Was it the first pair of tight jeans or the baby tee craze of late 90s that led to sucking my gut in for the first time? Ew, maybe it was those crop tops. Whatever the cause, it is long gone and the sucking in remains. I was under the impression that I have just always been a stellar example of constant ab engagement. Sadly for me, this is not the case.

Engaging our cores – specifically the “waist-making” muscles of the transverse abdominis (TVA) – and “sucking it in” have nothing in common. Sucking in creates a vacuum in the midsection that in turn displaces our pesky organs, moving them up and giving a skinnier appearance.  Sucking in does not strengthen any muscles. Sucking in is no friend to those of us with diastasis recti.

Engaging our TVA is something that happens naturally during the day as we need to use it, but programs like MuTu and Tupler work to strengthen it specifically so we can heal our diastasis recti. Since healing is dependent on doing this action correctly, I better be doing it right!

I have a hard time knowing that I am working my TVA and not sucking it in. You know how research shows that you haven’t mastered something until you’ve done it 10,000 times? Once we “master” sucking in, it’s a lot to unlearn!

In Katy Bowman’s Alignment Matters book, she has a post that helped me discover my TVA and differentiate that feeling from the sucking it in feeling. Really, it’s the only thing that’s helped me feel the difference. The more I do this diagnostic exercise, the more I can feel the difference when I’m going about my daily activities.

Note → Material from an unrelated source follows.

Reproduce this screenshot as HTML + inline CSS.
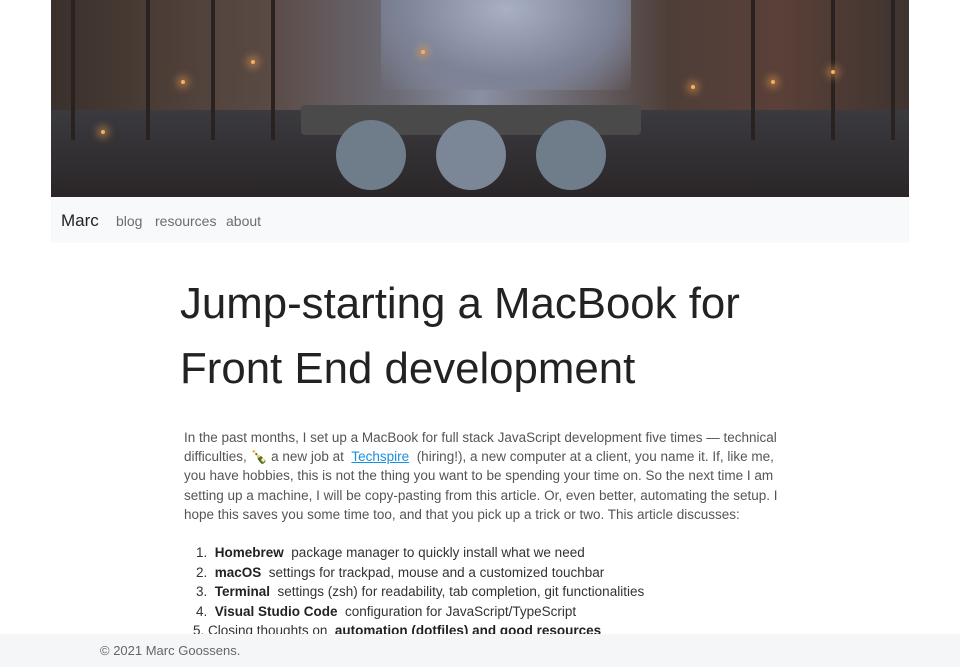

Here’s what you do (and I recommend checking out Katy’s post for lots of more detail!):

Step 1

Get on all fours and let your pelvis and back go to their normal, relaxed position. There should be a curve in the lumbar spine.

Image

Step 2

Keeping that curve in your lower back and not moving anything else, contract your TVA by drawing the belly button up toward the spine. Do not move your pelvis!

TVA engaged

I was surprised how deep and low I felt this. Try it!

Step 3

Now, tuck your pelvis and suck in to feel the difference.

Sucking stomach in

This is why people suck in. So they can look like emaciated wildebeests.

Did you try it? How did it feel? Hope you have a non-sucky day!